The Walking Dead knows the only thing its fans love more than being forced to remember how much we all loved Glenn is getting to see Daryl be emo and feel things. The show knows this so well that it’s had him spend roughly half of this season in the dark. When he’s not locked in a darkened cell, he’s having to hide in a darkened cellar; the opening of this episode, which takes place in a quiet flashback montage of the Hilltoppers gearing up to fight Negan, devotes a full minute to a scene where Daryl sits in the dark at night, hair covering his face, being sad and carving weapons. It’s clear he’s been avoiding Maggie, and their moment of hiding allows her to finally confront him.
So obviously, Daryl, who loved Glenn so much, gets a big cry moment, because he blames himself for the events that led to Glenn’s death. And Norman Reedus cries so beautifully. But Maggie, who loved Glenn most of all, tells Daryl he’s wrong to blame himself and that Glenn thought Daryl was “one of the good things in this world.” And even though Daryl’s still technically in the dark cellar, when she hugs him and asks for his help winning the fight, it’s like sunlight breaks through storm clouds and the mother Madonna descends from on high to bless her perpetually outcast child.
This sets Daryl up for his next move: showing up outside the Saviors’ compound at the last minute — surprise! — to join Sasha and Rosita.
Has Eugene really always been Negan?
At the end of the episode, three important events happen. When Sasha and Rosita go to complete their suicide run by infiltrating the Saviors’ compound, Sasha locks Rosita out in order to force her to stay behind so she’ll survive. Rosita discovers Daryl right outside the compound, but it’s too late for him to join both women and assist them. Sasha’s already inside on her own.

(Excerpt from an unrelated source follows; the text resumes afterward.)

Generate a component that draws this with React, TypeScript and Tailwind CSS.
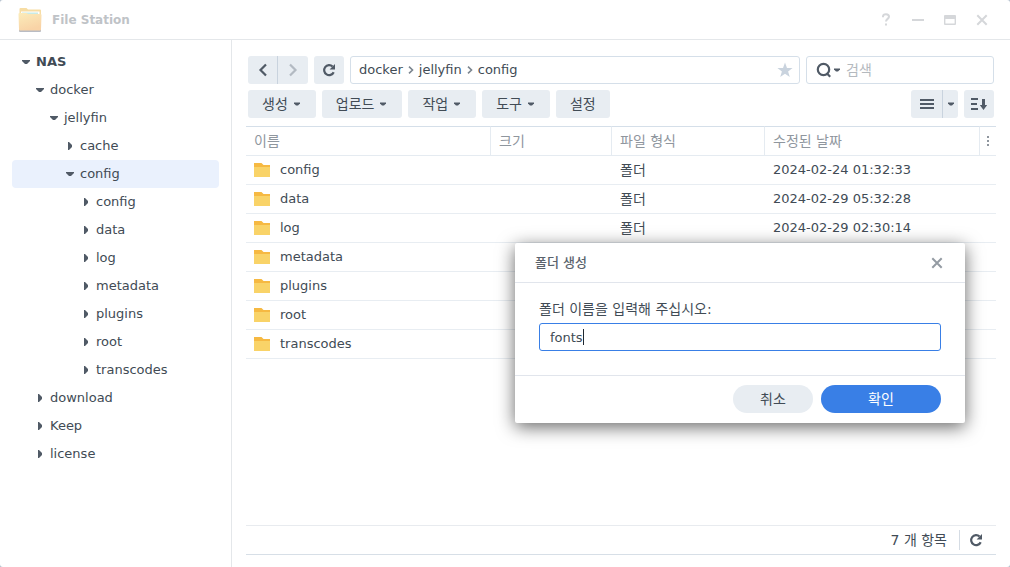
import { useState } from 'react'

type TreeNode = {
  name: string
  indent: string
  open?: boolean
  bold?: boolean
  selected?: boolean
}

const tree: TreeNode[] = [
  { name: 'NAS', indent: 'pl-[10px]', open: true, bold: true },
  { name: 'docker', indent: 'pl-[24px]', open: true },
  { name: 'jellyfin', indent: 'pl-[38px]', open: true },
  { name: 'cache', indent: 'pl-[54px]' },
  { name: 'config', indent: 'pl-[54px]', open: true, selected: true },
  { name: 'config', indent: 'pl-[70px]' },
  { name: 'data', indent: 'pl-[70px]' },
  { name: 'log', indent: 'pl-[70px]' },
  { name: 'metadata', indent: 'pl-[70px]' },
  { name: 'plugins', indent: 'pl-[70px]' },
  { name: 'root', indent: 'pl-[70px]' },
  { name: 'transcodes', indent: 'pl-[70px]' },
  { name: 'download', indent: 'pl-[24px]' },
  { name: 'Keep', indent: 'pl-[24px]' },
  { name: 'license', indent: 'pl-[24px]' },
]

type FileRow = {
  name: string
  type?: string
  date?: string
}

const files: FileRow[] = [
  { name: 'config', type: '폴더', date: '2024-02-24 01:32:33' },
  { name: 'data', type: '폴더', date: '2024-02-29 05:32:28' },
  { name: 'log', type: '폴더', date: '2024-02-29 02:30:14' },
  { name: 'metadata' },
  { name: 'plugins' },
  { name: 'root' },
  { name: 'transcodes' },
]

const actions = [
  { label: '생성', menu: true },
  { label: '업로드', menu: true },
  { label: '작업', menu: true },
  { label: '도구', menu: true },
  { label: '설정', menu: false },
]

export default function App() {
  const [dialogOpen, setDialogOpen] = useState(true)

  return (
    <div className="bg-[#b4c0ce] font-['DejaVu_Sans','Noto_Sans_CJK_KR',sans-serif] text-[13px] leading-5 text-[#414b55]">
      <div className="relative flex min-h-screen flex-col overflow-hidden rounded-[3px] bg-white">
        <TitleBar />
        <div className="flex flex-1">
          <Sidebar />
          <main className="flex min-w-0 flex-1 flex-col px-[14px] pt-4 pb-3">
            <Toolbar />
            <FileTable />
            <footer className="mt-auto flex h-[30px] items-center justify-end border-t border-b border-t-[#e8ebef] border-b-[#d7dfe7] pr-[13px]">
              <span className="pr-3 text-sm leading-5">7 개 항목</span>
              <span className="h-5 w-px bg-[#d5dce4]" />
              <button aria-label="새로 고침" className="ml-[9px]">
                <RefreshIcon />
              </button>
            </footer>
          </main>
        </div>
        {dialogOpen && <CreateFolderDialog onClose={() => setDialogOpen(false)} />}
      </div>
    </div>
  )
}

function TitleBar() {
  return (
    <header className="flex h-10 items-center border-b border-[#e4e7ea] pr-5 pl-[18px]">
      <AppIcon />
      <h1 className="ml-[10px] text-xs font-bold text-[#bfc3c7]">File Station</h1>
      <div className="ml-auto flex gap-4 text-[#d5d7da]">
        <button aria-label="도움말" className="flex w-4 justify-center">
          <svg width="16" height="16" viewBox="0 0 16 16" fill="none" stroke="currentColor" strokeWidth="2">
            <path d="M5 5.2V4.6C5 3 6.2 2.2 8 2.2s3 .9 3 2.5c0 2.1-3 2.3-3 4.8" />
            <path d="M8 11.5v2" />
          </svg>
        </button>
        <button aria-label="최소화">
          <svg width="16" height="16" viewBox="0 0 16 16" fill="currentColor">
            <path d="M2 7h12v2H2z" />
          </svg>
        </button>
        <button aria-label="최대화">
          <svg width="16" height="16" viewBox="0 0 16 16" fill="currentColor" fillRule="evenodd">
            <path d="M3 3h10a1 1 0 0 1 1 1v8a1 1 0 0 1-1 1H3a1 1 0 0 1-1-1V4a1 1 0 0 1 1-1zm.4 4v4.6h9.2V7z" />
          </svg>
        </button>
        <button aria-label="닫기">
          <CloseIcon />
        </button>
      </div>
    </header>
  )
}

function Sidebar() {
  return (
    <nav className="w-[232px] shrink-0 border-r border-[#e4e7ea] px-3 pt-2">
      <ul>
        {tree.map((node, i) => (
          <li key={i}>
            <button
              className={`flex h-7 w-full items-center gap-1.5 rounded text-left leading-[22px] ${node.indent} ${
                node.selected ? 'bg-[#eaf1fd]' : ''
              } ${node.bold ? 'font-bold' : ''}`}
            >
              <svg width="8" height="8" viewBox="0 0 8 8" fill="#505a66">
                {node.open ? <path d="M0 2h8v1L5 6H3L0 3z" /> : <path d="M2 0h1l3 3v2L3 8H2z" />}
              </svg>
              {node.name}
            </button>
          </li>
        ))}
      </ul>
    </nav>
  )
}

function Toolbar() {
  return (
    <div className="flex flex-col gap-1.5 px-0.5 pb-2">
      <div className="flex h-7 gap-1.5">
        <div className="flex overflow-hidden rounded-[3px] bg-[#e8edf2]">
          <button aria-label="뒤로" className="flex w-[30px] items-center justify-center border-r border-[#c9d3de]">
            <svg width="10" height="14" viewBox="0 0 10 14" fill="none" stroke="#505a66" strokeWidth="2.2">
              <path d="M8 1.5 2.5 7 8 12.5" />
            </svg>
          </button>
          <button aria-label="앞으로" className="flex w-[30px] items-center justify-center">
            <svg width="10" height="14" viewBox="0 0 10 14" fill="none" stroke="#b3bac2" strokeWidth="2.2">
              <path d="M2 1.5 7.5 7 2 12.5" />
            </svg>
          </button>
        </div>
        <button
          aria-label="새로 고침"
          className="flex w-[30px] items-center justify-center rounded-[3px] bg-[#e8edf2]"
        >
          <RefreshIcon />
        </button>
        <div className="flex min-w-0 flex-1 items-center rounded-[3px] border border-[#d5dfe9] pr-1.5 pl-2">
          <a href="#docker">docker</a>
          <PathArrow />
          <a href="#jellyfin">jellyfin</a>
          <PathArrow />
          <a href="#config">config</a>
          <button aria-label="즐겨찾기" className="ml-auto">
            <svg width="16" height="16" viewBox="0 0 16 16" fill="#c9d3de">
              <path d="M8 .5 10 6h5.6l-4.5 3.4 1.7 5.6L8 11.7 3.2 15l1.7-5.6L.4 6H6z" />
            </svg>
          </button>
        </div>
        <div className="flex w-[188px] items-center rounded-[3px] border border-[#d5dfe9] pl-[9px]">
          <button aria-label="검색 옵션" className="flex items-center gap-0.5">
            <svg width="16" height="16" viewBox="0 0 16 16" fill="none" stroke="#505a66" strokeWidth="2.2">
              <circle cx="7.5" cy="7.5" r="5.7" />
              <path d="m10.5 11 3.7 3.7" />
            </svg>
            <Caret />
          </button>
          <input
            type="text"
            aria-label="검색"
            placeholder="검색"
            className="ml-1.5 w-full min-w-0 text-sm outline-none placeholder:text-[#b4b9be]"
          />
        </div>
      </div>

      <div className="flex h-7 gap-1.5">
        {actions.map(action => (
          <button
            key={action.label}
            className={`flex items-center gap-1.5 rounded-[3px] bg-[#e8edf2] pl-[14px] text-sm ${
              action.menu ? 'pr-4' : 'pr-[14px]'
            }`}
          >
            {action.label}
            {action.menu && <Caret />}
          </button>
        ))}
        <div className="ml-auto flex overflow-hidden rounded-[3px] bg-[#e8edf2]">
          <button aria-label="보기 방식" className="flex w-8 items-center justify-center border-r border-[#c9d3de]">
            <svg width="14" height="10" viewBox="0 0 14 10" fill="#505a66">
              <path d="M0 0h14v2H0zM0 4h14v2H0zM0 8h14v2H0z" />
            </svg>
          </button>
          <button aria-label="보기 메뉴" className="flex w-[15px] items-center justify-center">
            <Caret />
          </button>
        </div>
        <button aria-label="정렬" className="flex w-[30px] items-center justify-center rounded-[3px] bg-[#e8edf2]">
          <svg width="16" height="12" viewBox="0 0 16 12" fill="#505a66">
            <path d="M0 0h7v2H0zM0 5h6v2H0zM0 10h7v2H0zM11 1h3v6h2.2l-3.7 5-3.7-5H11z" />
          </svg>
        </button>
      </div>
    </div>
  )
}

function FileTable() {
  const head = 'h-[30px] border-t border-b border-t-[#d5dfe9] border-b-[#e5ebf1] px-2 text-left text-sm leading-5 font-normal text-[#8f969e]'
  const cell = 'h-[29px] border-b border-[#e8edf2] px-2'

  return (
    <table className="w-full table-fixed border-separate border-spacing-0">
      <colgroup>
        <col className="w-[245px]" />
        <col className="w-[121px]" />
        <col className="w-[153px]" />
        <col />
        <col className="w-4" />
      </colgroup>
      <thead>
        <tr>
          <th className={`${head} border-r border-r-[#e5ebf1]`}>이름</th>
          <th className={`${head} border-r border-r-[#e5ebf1]`}>크기</th>
          <th className={`${head} border-r border-r-[#e5ebf1]`}>파일 형식</th>
          <th className={`${head} border-r border-r-[#e5ebf1]`}>수정된 날짜</th>
          <th className="border-t border-b border-t-[#d5dfe9] border-b-[#e5ebf1] p-0">
            <button aria-label="열 선택" className="flex w-full justify-center">
              <svg width="2" height="10" viewBox="0 0 2 10" fill="#8f969e">
                <path d="M0 0h2v2H0zM0 4h2v2H0zM0 8h2v2H0z" />
              </svg>
            </button>
          </th>
        </tr>
      </thead>
      <tbody>
        {files.map(file => (
          <tr key={file.name}>
            <td className={cell}>
              <span className="flex items-center gap-[10px] leading-[22px]">
                <svg width="16" height="14" viewBox="0 0 16 14">
                  <path d="M0 0h7.5L9.5 2H16v6H0z" fill="#f6b942" />
                  <path d="M0 4h16v10H0z" fill="#f9d368" />
                </svg>
                {file.name}
              </span>
            </td>
            <td className={cell}></td>
            <td className={`${cell} text-sm leading-5`}>{file.type}</td>
            <td className={cell}>{file.date}</td>
            <td className="border-b border-[#e8edf2]"></td>
          </tr>
        ))}
      </tbody>
    </table>
  )
}

function CreateFolderDialog({ onClose }: { onClose: () => void }) {
  const [name, setName] = useState('fonts')

  return (
    <form
      role="dialog"
      aria-labelledby="dialog-title"
      onSubmit={e => {
        e.preventDefault()
        onClose()
      }}
      className="absolute top-[243px] left-[515px] w-[450px] rounded-xs bg-white shadow-[0_4px_18px_rgba(0,0,0,0.6)]"
    >
      <div className="flex h-10 items-center justify-between border-b border-[#e1e5ec] px-5">
        <h2 id="dialog-title" className="font-medium text-[#5a636d]">폴더 생성</h2>
        <button type="button" aria-label="닫기" onClick={onClose} className="text-[#949ba3]">
          <CloseIcon />
        </button>
      </div>
      <div className="px-6 pt-4 pb-6">
        <label htmlFor="folder-name" className="block text-sm leading-5">폴더 이름을 입력해 주십시오:</label>
        <div className="relative mt-1">
          <input
            id="folder-name"
            type="text"
            value={name}
            onChange={e => setName(e.target.value)}
            className="block h-7 w-full rounded-[3px] border border-[#397fe6] px-[10px] outline-none"
          />
          {name === 'fonts' && <span className="absolute top-1.5 left-11 h-4 w-px bg-[#202830]" />}
        </div>
      </div>
      <div className="flex justify-end gap-2 border-t border-[#e1e5ec] px-6 pt-[9px] pb-[10px] text-sm">
        <button type="button" onClick={onClose} className="h-7 w-20 rounded-full bg-[#e8edf2]">취소</button>
        <button type="submit" className="h-7 w-[120px] rounded-full bg-[#397fe6] text-white">확인</button>
      </div>
    </form>
  )
}

function Caret() {
  return (
    <svg width="6" height="4" viewBox="0 0 6 4" fill="#505a66">
      <path d="M0 .5h6v1L4 3.5H2l-2-2z" />
    </svg>
  )
}

function PathArrow() {
  return (
    <svg width="6" height="8" viewBox="0 0 6 8" fill="none" stroke="#7b858f" strokeWidth="1.6" className="mx-[5px]">
      <path d="M1 .7 4.5 4 1 7.3" />
    </svg>
  )
}

function RefreshIcon() {
  return (
    <svg width="14" height="14" viewBox="0 0 14 14">
      <path d="M11.7 9.2A5 5 0 1 1 10.6 3.5" fill="none" stroke="#505a66" strokeWidth="2.2" />
      <path d="M13 1v5.6H7.6z" fill="#505a66" />
    </svg>
  )
}

function CloseIcon() {
  return (
    <svg width="16" height="16" viewBox="0 0 16 16" fill="none" stroke="currentColor" strokeWidth="2">
      <path d="m3.3 3.3 9.4 9.4M12.7 3.3l-9.4 9.4" />
    </svg>
  )
}

function AppIcon() {
  return (
    <svg width="24" height="24" viewBox="0 0 24 24">
      <defs>
        <linearGradient id="folder-front" x1="0" y1="0" x2="0.4" y2="1">
          <stop offset="0" stopColor="#fbecba" />
          <stop offset="1" stopColor="#f9d3a6" />
        </linearGradient>
      </defs>
      <path d="M1.5 1a1 1 0 0 1 1-1h6l1.5 1.5h12a1 1 0 0 1 1 1V12h-21.5z" fill="#f7dda4" />
      <path d="M3 3.5h18.5V10H3z" fill="#fff" />
      <path d="M4 4.5h16V10H4z" fill="#c9ebe6" />
      <path d="M3 6h19v4H3z" fill="#f4fbf8" />
      <path d="M1 21h22v2a1 1 0 0 1-1 1H2a1 1 0 0 1-1-1z" fill="#b9bcc4" />
      <path d="M.5 6a1 1 0 0 1 1-1h7L10 6h12.5a1 1 0 0 1 1 1l-.5 14.5a1 1 0 0 1-1 1H2a1 1 0 0 1-1-1z" fill="url(#folder-front)" />
    </svg>
  )
}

All of this is clearly meant to foreshadow the possibility Sasha will die. But I’m so used to The Walking Dead’s fake-outs on this front that I’m way more interested in what’s going on with Eugene. Before Sasha heads into the compound, Sasha and Rosita encounter Eugene and a random Savior as the two men are inspecting the security of the camp perimeter. The women quickly kill the Savior, but when they tell Eugene they’re freeing him, he begins to cry and tells them to go.
It’s easy to see why life with the Saviors appeals to Eugene — he has a mission, clear objectives, and the sense of authority and respect for his abilities he’s always longed for but has never received. And he gets free pickles!
But does this mean his chilling declaration of allegiance to Negan was real? If it’s not the long con I hoped it would be, then Eugene’s arc may be meant to illustrate how weakness can respond positively to authoritarianism as well as emulate it. But if Eugene’s weakness is sincere, it now feels unearned, possibly because he’s always been portrayed as more than he first appears. If he’s truly become so assimilated to the culture of the Saviors’ compound, The Walking Dead will have wasted most of the genuinely intriguing character development it’s afforded Eugene thus far.
But trying to predict whether Eugene is ultimately evil, or just really good at faking it, is probably anyone’s game at this point, even with so few episodes left in the season.
As with so many things with The Walking Dead, it may be down to crossing our fingers and hoping for the best.